RAW DATA >>
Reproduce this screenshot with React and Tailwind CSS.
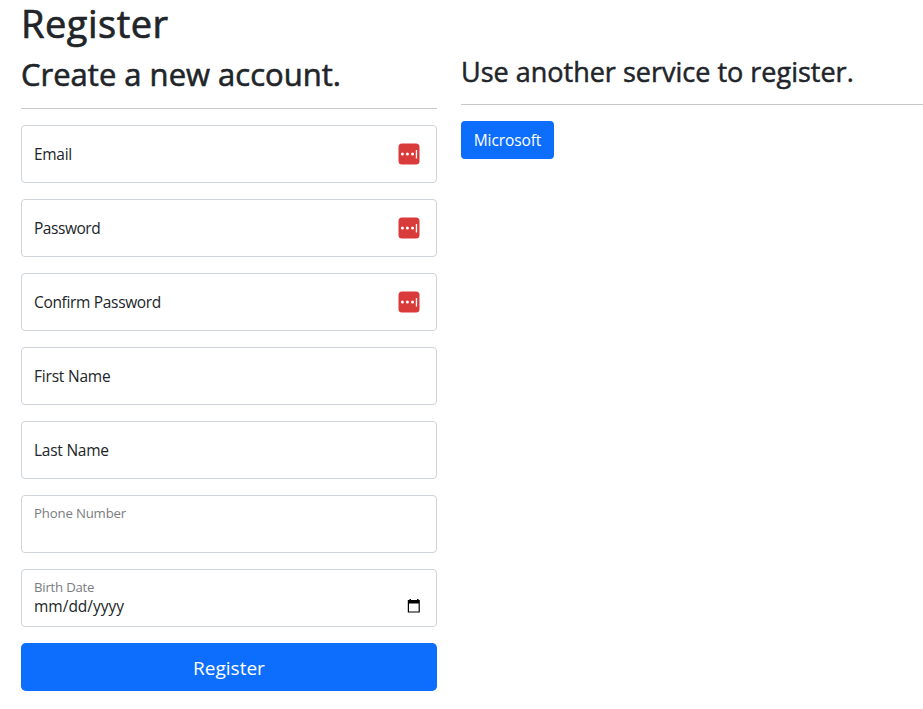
function PasswordManagerIcon() {
  return (
    <svg width="22" height="22" viewBox="0 0 22 22" className="shrink-0" aria-hidden="true">
      <rect x="0.5" y="0.5" width="21" height="21" rx="3.5" fill="#d93a3a" />
      <circle cx="4.4" cy="11" r="1.5" fill="#fff" />
      <circle cx="9.4" cy="11" r="1.5" fill="#fff" />
      <circle cx="14.5" cy="11" r="1.5" fill="#fff" />
      <rect x="17.8" y="7" width="1.3" height="8.5" fill="#fff" />
    </svg>
  );
}

function CalendarIcon() {
  return (
    <svg width="14" height="14" viewBox="0 0 14 14" className="shrink-0" aria-hidden="true">
      <path fillRule="evenodd" fill="#000" d="M2.5 0H4v1h6V0h1.5v1h1.3v12.6H.8V1h1.7zM2 4.5v8h9.6v-8z" />
    </svg>
  );
}

function Field({ label, tracking, secure }) {
  return (
    <label className="flex h-[58px] items-center justify-between rounded border border-[#ced4da] bg-white pr-4 pl-3">
      <span className={`whitespace-nowrap text-[15.5px] leading-6 ${tracking}`}>{label}</span>
      {secure && <PasswordManagerIcon />}
    </label>
  );
}

export default function App() {
  return (
    <main className="min-h-[709px] overflow-x-hidden bg-white pl-[21px] font-['Open_Sans','Noto_Sans',sans-serif] text-[#212529]">
      <h1 className="h-[48px] text-[38px] leading-[46px] font-medium tracking-[0.5px] [-webkit-text-stroke:0.7px_#212529]">Register</h1>
      <div className="flex gap-6">
        <section className="w-[416px] shrink-0 pt-2">
          <h2 className="h-[38px] whitespace-nowrap text-[31px] leading-[36px] font-medium [-webkit-text-stroke:0.6px_#212529]">Create a new account.</h2>
          <hr className="mt-[14px] mb-4 border-[#c8c9ca]" />
          <form className="flex flex-col gap-4">
            <Field label="Email" tracking="tracking-[-0.3px]" secure />
            <Field label="Password" tracking="tracking-[-0.45px]" secure />
            <Field label="Confirm Password" tracking="tracking-[-0.33px]" secure />
            <Field label="First Name" tracking="tracking-[-0.2px]" />
            <Field label="Last Name" tracking="tracking-[-0.25px]" />
            <div className="h-[58px] rounded border border-[#ced4da] pt-[7px] pl-3 text-[13.2px] leading-5 tracking-[-0.16px] text-[#7a7c7f]">
              Phone Number
            </div>
            <div className="h-[58px] rounded border border-[#ced4da] pt-[7px] pr-[15px] pl-3">
              <div className="text-[13.2px] leading-5 tracking-[-0.22px] text-[#7a7c7f]">Birth Date</div>
              <div className="flex h-[18px] items-center justify-between text-[15.5px] leading-[18px]">
                <span>mm/dd/yyyy</span>
                <CalendarIcon />
              </div>
            </div>
            <button type="button" className="h-12 rounded-[4.8px] bg-[#0d6efd] pt-0.5 text-[19px] leading-[30px] text-white">Register</button>
          </form>
        </section>
        <section className="w-[462px] shrink-0 pt-2">
          <h3 className="h-[34px] whitespace-nowrap text-[27px] leading-[32px] font-medium [-webkit-text-stroke:0.5px_#212529]">Use another service to register.</h3>
          <hr className="mt-[14px] mb-4 border-[#c8c9ca]" />
          <button type="button" className="h-[38px] w-[93px] rounded bg-[#0d6efd] text-[15.5px] leading-6 tracking-[-0.1px] text-white">Microsoft</button>
        </section>
      </div>
    </main>
  );
}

SET PROBLEM >>
Print the complete listing exactly as it stands, without its pictures.

RESULT >>
Reproduce this screenshot with React and Tailwind CSS.
function PasswordManagerIcon() {
  return (
    <svg width="22" height="22" viewBox="0 0 22 22" className="shrink-0" aria-hidden="true">
      <rect x="0.5" y="0.5" width="21" height="21" rx="3.5" fill="#d93a3a" />
      <circle cx="4.4" cy="11" r="1.5" fill="#fff" />
      <circle cx="9.4" cy="11" r="1.5" fill="#fff" />
      <circle cx="14.5" cy="11" r="1.5" fill="#fff" />
      <rect x="17.8" y="7" width="1.3" height="8.5" fill="#fff" />
    </svg>
  );
}

function CalendarIcon() {
  return (
    <svg width="14" height="14" viewBox="0 0 14 14" className="shrink-0" aria-hidden="true">
      <path fillRule="evenodd" fill="#000" d="M2.5 0H4v1h6V0h1.5v1h1.3v12.6H.8V1h1.7zM2 4.5v8h9.6v-8z" />
    </svg>
  );
}

function Field({ label, tracking, secure }) {
  return (
    <label className="flex h-[58px] items-center justify-between rounded border border-[#ced4da] bg-white pr-4 pl-3">
      <span className={`whitespace-nowrap text-[15.5px] leading-6 ${tracking}`}>{label}</span>
      {secure && <PasswordManagerIcon />}
    </label>
  );
}

export default function App() {
  return (
    <main className="min-h-[709px] overflow-x-hidden bg-white pl-[21px] font-['Open_Sans','Noto_Sans',sans-serif] text-[#212529]">
      <h1 className="h-[48px] text-[38px] leading-[46px] font-medium tracking-[0.5px] [-webkit-text-stroke:0.7px_#212529]">Register</h1>
      <div className="flex gap-6">
        <section className="w-[416px] shrink-0 pt-2">
          <h2 className="h-[38px] whitespace-nowrap text-[31px] leading-[36px] font-medium [-webkit-text-stroke:0.6px_#212529]">Create a new account.</h2>
          <hr className="mt-[14px] mb-4 border-[#c8c9ca]" />
          <form className="flex flex-col gap-4">
            <Field label="Email" tracking="tracking-[-0.3px]" secure />
            <Field label="Password" tracking="tracking-[-0.45px]" secure />
            <Field label="Confirm Password" tracking="tracking-[-0.33px]" secure />
            <Field label="First Name" tracking="tracking-[-0.2px]" />
            <Field label="Last Name" tracking="tracking-[-0.25px]" />
            <div className="h-[58px] rounded border border-[#ced4da] pt-[7px] pl-3 text-[13.2px] leading-5 tracking-[-0.16px] text-[#7a7c7f]">
              Phone Number
            </div>
            <div className="h-[58px] rounded border border-[#ced4da] pt-[7px] pr-[15px] pl-3">
              <div className="text-[13.2px] leading-5 tracking-[-0.22px] text-[#7a7c7f]">Birth Date</div>
              <div className="flex h-[18px] items-center justify-between text-[15.5px] leading-[18px]">
                <span>mm/dd/yyyy</span>
                <CalendarIcon />
              </div>
            </div>
            <button type="button" className="h-12 rounded-[4.8px] bg-[#0d6efd] pt-0.5 text-[19px] leading-[30px] text-white">Register</button>
          </form>
        </section>
        <section className="w-[462px] shrink-0 pt-2">
          <h3 className="h-[34px] whitespace-nowrap text-[27px] leading-[32px] font-medium [-webkit-text-stroke:0.5px_#212529]">Use another service to register.</h3>
          <hr className="mt-[14px] mb-4 border-[#c8c9ca]" />
          <button type="button" className="h-[38px] w-[93px] rounded bg-[#0d6efd] text-[15.5px] leading-6 tracking-[-0.1px] text-white">Microsoft</button>
        </section>
      </div>
    </main>
  );
}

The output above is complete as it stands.